» **BRIEF**
Would you pull out every line of the material that contains the string "styles"?

» **PROVIDED DATA**

━━━━

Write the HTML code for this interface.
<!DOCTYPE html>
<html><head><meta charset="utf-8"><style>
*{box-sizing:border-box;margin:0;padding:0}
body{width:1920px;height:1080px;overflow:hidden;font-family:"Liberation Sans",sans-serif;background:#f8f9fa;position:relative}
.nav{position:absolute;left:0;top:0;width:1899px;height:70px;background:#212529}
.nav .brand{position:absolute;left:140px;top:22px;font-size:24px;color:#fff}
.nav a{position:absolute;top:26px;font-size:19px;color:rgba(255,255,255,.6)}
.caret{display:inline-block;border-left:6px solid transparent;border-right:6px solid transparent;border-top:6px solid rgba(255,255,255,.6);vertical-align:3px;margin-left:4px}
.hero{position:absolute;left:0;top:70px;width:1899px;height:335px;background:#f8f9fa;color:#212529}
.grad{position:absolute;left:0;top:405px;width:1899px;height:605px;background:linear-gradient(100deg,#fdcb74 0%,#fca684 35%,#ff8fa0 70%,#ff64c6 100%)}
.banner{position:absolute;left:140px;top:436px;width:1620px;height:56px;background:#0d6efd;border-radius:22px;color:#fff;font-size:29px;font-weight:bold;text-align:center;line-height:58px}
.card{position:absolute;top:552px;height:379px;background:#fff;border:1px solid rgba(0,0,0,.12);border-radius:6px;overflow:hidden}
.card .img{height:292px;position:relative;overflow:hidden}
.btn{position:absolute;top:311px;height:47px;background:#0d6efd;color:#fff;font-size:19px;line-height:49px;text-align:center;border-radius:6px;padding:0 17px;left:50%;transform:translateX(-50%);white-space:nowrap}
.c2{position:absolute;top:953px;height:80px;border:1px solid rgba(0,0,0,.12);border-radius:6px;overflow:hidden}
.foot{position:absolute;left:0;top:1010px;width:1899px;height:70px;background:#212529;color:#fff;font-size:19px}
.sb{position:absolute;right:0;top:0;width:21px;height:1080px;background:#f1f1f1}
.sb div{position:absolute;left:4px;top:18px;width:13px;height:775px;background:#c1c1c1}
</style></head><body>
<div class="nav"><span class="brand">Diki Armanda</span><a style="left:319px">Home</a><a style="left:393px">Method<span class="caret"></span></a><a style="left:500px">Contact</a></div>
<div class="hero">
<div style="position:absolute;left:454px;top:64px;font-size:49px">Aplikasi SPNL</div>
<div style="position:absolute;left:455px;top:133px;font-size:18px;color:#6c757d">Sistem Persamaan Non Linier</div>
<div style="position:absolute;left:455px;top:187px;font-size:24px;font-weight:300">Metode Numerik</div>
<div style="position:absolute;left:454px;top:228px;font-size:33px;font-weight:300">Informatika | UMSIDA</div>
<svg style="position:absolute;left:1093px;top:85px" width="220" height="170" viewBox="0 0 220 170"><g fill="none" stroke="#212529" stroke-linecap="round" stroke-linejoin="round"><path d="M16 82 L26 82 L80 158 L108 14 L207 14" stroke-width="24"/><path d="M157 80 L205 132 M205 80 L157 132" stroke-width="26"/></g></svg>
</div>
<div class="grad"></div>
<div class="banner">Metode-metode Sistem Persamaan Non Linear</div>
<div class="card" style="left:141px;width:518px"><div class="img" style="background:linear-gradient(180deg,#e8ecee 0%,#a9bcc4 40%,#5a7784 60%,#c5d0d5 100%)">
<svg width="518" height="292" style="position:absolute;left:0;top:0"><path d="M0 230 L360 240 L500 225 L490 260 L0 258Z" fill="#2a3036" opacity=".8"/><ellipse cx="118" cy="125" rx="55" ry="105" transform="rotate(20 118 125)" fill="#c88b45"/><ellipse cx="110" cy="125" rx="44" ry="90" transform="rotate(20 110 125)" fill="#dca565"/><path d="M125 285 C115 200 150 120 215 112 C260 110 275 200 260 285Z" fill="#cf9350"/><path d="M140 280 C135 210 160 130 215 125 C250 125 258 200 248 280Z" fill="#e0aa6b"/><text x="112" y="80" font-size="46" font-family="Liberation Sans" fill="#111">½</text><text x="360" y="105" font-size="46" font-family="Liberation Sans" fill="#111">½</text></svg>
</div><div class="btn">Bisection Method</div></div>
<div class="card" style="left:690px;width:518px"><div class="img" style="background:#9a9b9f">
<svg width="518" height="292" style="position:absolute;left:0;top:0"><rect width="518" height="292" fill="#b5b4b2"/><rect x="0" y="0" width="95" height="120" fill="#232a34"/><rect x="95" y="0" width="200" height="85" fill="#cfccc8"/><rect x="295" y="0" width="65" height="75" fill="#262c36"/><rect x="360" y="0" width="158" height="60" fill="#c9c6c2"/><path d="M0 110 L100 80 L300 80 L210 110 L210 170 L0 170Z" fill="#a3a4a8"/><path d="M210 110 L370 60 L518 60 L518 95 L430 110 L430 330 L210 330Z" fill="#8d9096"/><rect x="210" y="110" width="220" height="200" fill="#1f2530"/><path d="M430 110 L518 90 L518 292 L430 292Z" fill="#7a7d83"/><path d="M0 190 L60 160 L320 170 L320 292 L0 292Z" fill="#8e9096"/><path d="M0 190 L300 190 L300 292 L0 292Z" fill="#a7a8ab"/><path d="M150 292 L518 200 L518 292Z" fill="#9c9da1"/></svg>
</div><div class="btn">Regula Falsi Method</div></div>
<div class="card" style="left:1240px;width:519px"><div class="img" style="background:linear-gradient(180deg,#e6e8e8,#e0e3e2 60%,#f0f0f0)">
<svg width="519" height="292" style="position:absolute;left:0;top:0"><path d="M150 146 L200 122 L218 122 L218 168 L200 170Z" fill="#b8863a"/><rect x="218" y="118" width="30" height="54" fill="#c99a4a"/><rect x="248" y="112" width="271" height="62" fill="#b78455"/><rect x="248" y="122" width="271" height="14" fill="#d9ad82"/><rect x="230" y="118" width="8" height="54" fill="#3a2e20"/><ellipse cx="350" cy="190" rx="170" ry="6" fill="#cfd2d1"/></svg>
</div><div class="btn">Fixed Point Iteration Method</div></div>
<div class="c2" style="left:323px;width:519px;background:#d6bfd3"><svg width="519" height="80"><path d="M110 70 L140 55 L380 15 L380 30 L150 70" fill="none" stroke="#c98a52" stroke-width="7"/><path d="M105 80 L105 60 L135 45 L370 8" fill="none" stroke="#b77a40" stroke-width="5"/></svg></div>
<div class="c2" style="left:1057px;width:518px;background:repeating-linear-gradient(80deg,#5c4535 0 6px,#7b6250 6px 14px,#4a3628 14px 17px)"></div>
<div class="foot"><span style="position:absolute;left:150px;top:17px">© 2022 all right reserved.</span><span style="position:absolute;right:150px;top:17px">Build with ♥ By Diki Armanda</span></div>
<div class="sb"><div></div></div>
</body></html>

━━━━

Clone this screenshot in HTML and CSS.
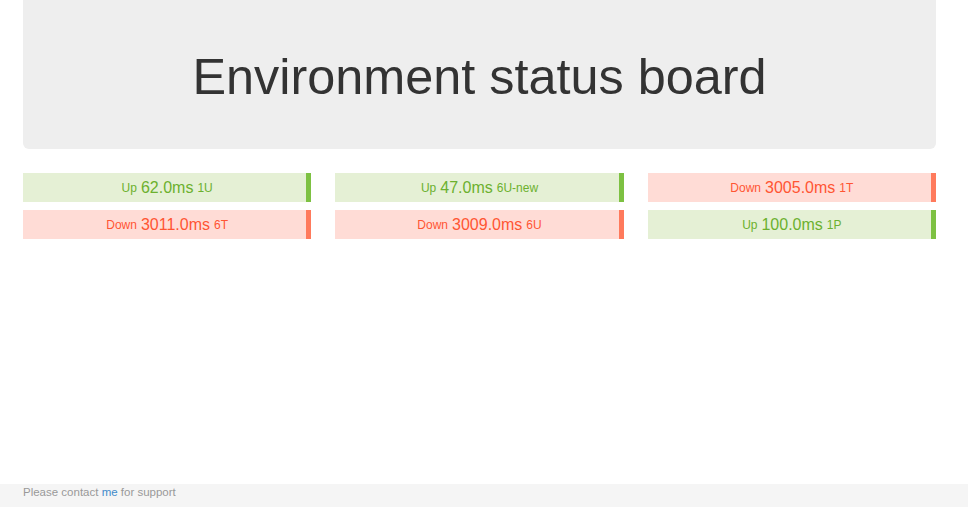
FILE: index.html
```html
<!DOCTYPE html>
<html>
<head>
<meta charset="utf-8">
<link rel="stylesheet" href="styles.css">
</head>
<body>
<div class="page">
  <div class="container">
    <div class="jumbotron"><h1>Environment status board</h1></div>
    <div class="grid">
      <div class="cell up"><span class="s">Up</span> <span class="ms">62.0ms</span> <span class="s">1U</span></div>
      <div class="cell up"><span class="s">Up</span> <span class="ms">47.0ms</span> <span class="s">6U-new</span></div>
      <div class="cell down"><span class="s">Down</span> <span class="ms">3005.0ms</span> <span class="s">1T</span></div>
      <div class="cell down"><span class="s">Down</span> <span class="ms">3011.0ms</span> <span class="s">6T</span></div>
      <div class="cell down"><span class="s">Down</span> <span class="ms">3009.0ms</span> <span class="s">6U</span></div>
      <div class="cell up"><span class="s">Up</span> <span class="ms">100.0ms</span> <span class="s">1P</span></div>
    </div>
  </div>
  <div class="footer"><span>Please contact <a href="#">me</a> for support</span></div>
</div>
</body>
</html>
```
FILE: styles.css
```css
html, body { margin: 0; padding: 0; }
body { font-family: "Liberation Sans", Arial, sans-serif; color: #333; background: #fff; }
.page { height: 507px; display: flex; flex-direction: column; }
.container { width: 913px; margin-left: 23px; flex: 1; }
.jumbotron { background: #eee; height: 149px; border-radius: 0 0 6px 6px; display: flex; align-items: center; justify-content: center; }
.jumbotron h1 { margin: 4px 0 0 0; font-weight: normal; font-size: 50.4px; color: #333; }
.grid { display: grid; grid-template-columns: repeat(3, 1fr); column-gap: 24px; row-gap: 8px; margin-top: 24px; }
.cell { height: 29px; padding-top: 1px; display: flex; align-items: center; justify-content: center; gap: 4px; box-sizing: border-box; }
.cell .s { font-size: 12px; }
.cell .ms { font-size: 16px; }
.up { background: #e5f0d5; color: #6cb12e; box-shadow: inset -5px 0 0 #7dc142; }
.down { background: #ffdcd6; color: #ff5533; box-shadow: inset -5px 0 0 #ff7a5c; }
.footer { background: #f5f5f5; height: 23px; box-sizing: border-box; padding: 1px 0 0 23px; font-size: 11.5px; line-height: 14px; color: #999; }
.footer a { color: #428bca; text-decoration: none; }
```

━━━━

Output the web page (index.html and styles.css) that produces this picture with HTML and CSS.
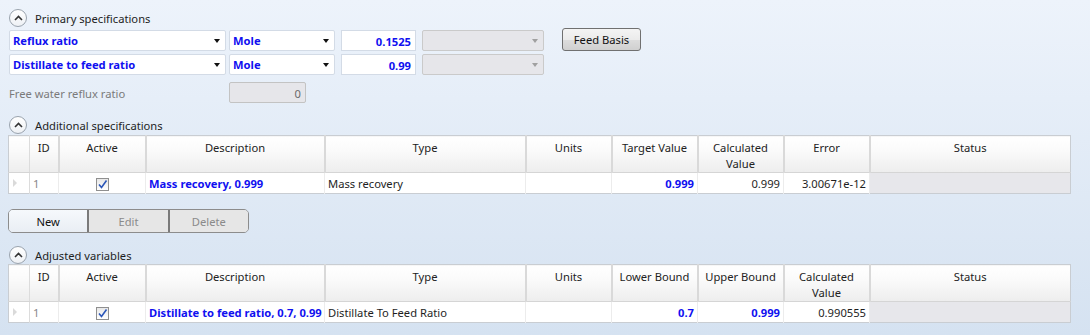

━━━━

» **FULL ANSWER**
<link rel="stylesheet" href="styles.css">
FILE: styles.css
Output the web page (index.html and styles.css) that produces this picture with HTML and CSS.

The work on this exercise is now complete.